[start of PROVIDED RECORDS]

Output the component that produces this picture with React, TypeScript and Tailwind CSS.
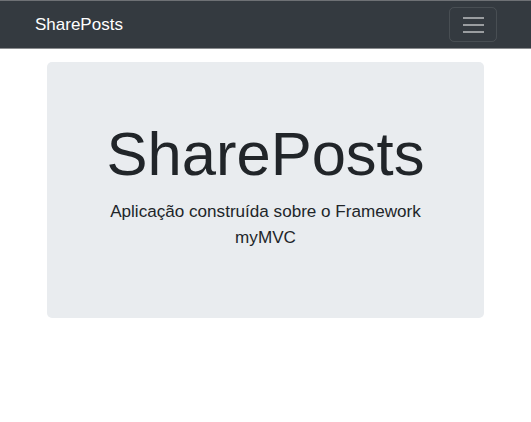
import React from 'react'

export default function App() {
	return (
		<div className="min-h-screen bg-white font-['Liberation_Sans',Arial,sans-serif] text-[#212529]">
			<nav className="flex h-[49px] items-center justify-between border-t border-b border-t-[#6e7175] border-b-[#8a8c8f] bg-[#343a40] pl-[35px] pr-[34px]">
				<a href="#" className="text-[17px] leading-none text-white">
					SharePosts
				</a>
				<button className="flex h-[35px] w-[48px] flex-col items-center justify-center gap-[5px] rounded-[5px] border border-white/10">
					<span className="block h-[2px] w-[21px] bg-white/50"></span>
					<span className="block h-[2px] w-[21px] bg-white/50"></span>
					<span className="block h-[2px] w-[21px] bg-white/50"></span>
				</button>
			</nav>
			<div className="mx-[47px] mt-[13px] h-[256px] rounded-[5px] bg-[#e9ecef] px-8 pt-[55px] text-center">
				<h1 className="mb-[8px] text-[61.5px] leading-[1.2] font-normal">SharePosts</h1>
				<p className="text-[17.1px] leading-[26px]">Aplicação construída sobre o Framework myMVC</p>
			</div>
		</div>
	)
}
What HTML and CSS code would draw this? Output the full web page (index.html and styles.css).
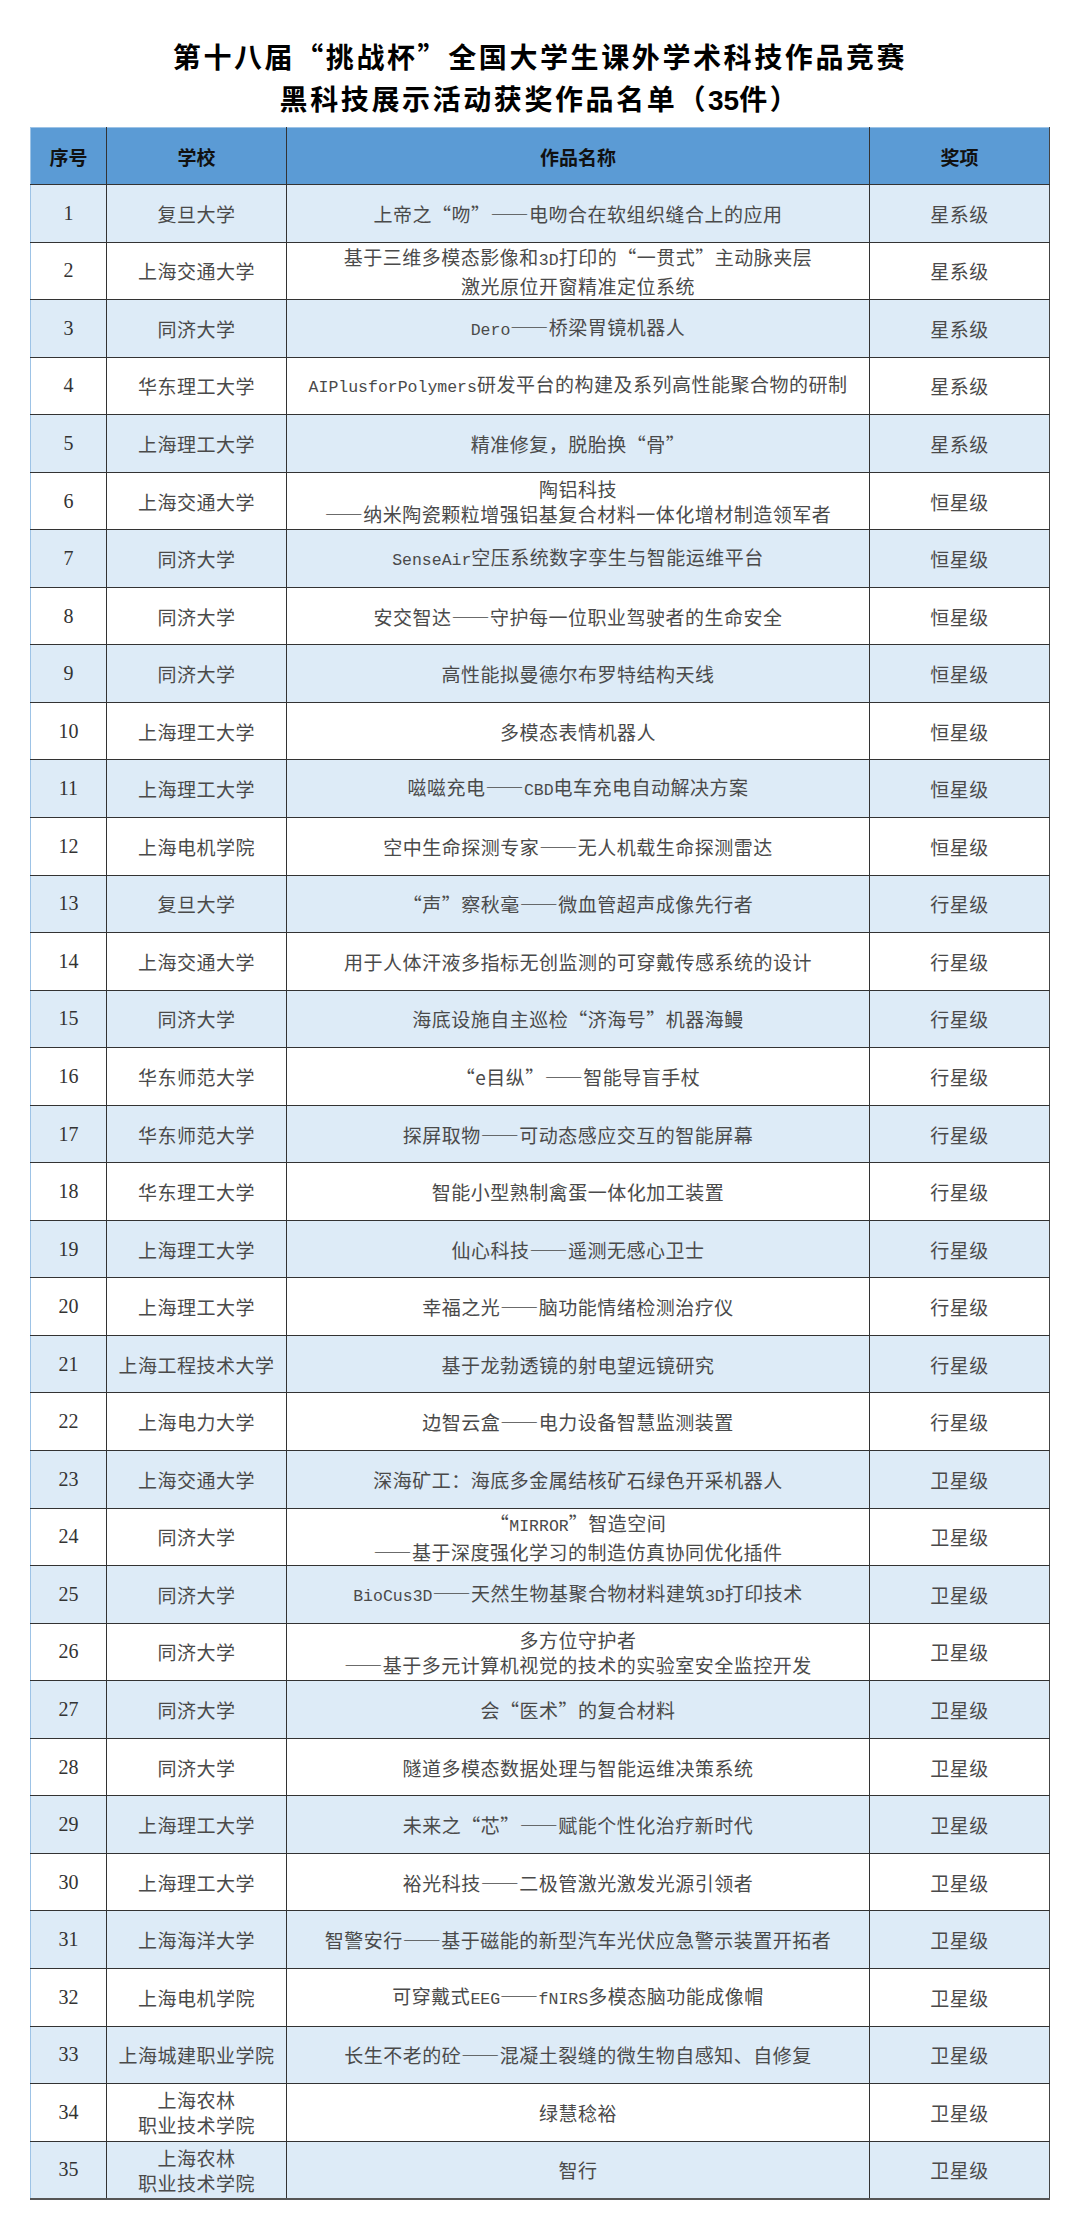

[end of PROVIDED RECORDS]

#### TASK INSTRUCTIONS
Strip out the pictures and quote the remaining data word for word.

#### FINISHED EXERCISE
Output the component that produces this picture with React, TypeScript and Tailwind CSS.
import React from 'react'

export default function App() {
	return (
		<div className="min-h-screen bg-white font-['Liberation_Sans',Arial,sans-serif] text-[#212529]">
			<nav className="flex h-[49px] items-center justify-between border-t border-b border-t-[#6e7175] border-b-[#8a8c8f] bg-[#343a40] pl-[35px] pr-[34px]">
				<a href="#" className="text-[17px] leading-none text-white">
					SharePosts
				</a>
				<button className="flex h-[35px] w-[48px] flex-col items-center justify-center gap-[5px] rounded-[5px] border border-white/10">
					<span className="block h-[2px] w-[21px] bg-white/50"></span>
					<span className="block h-[2px] w-[21px] bg-white/50"></span>
					<span className="block h-[2px] w-[21px] bg-white/50"></span>
				</button>
			</nav>
			<div className="mx-[47px] mt-[13px] h-[256px] rounded-[5px] bg-[#e9ecef] px-8 pt-[55px] text-center">
				<h1 className="mb-[8px] text-[61.5px] leading-[1.2] font-normal">SharePosts</h1>
				<p className="text-[17.1px] leading-[26px]">Aplicação construída sobre o Framework myMVC</p>
			</div>
		</div>
	)
}
What HTML and CSS code would draw this? Output the full web page (index.html and styles.css).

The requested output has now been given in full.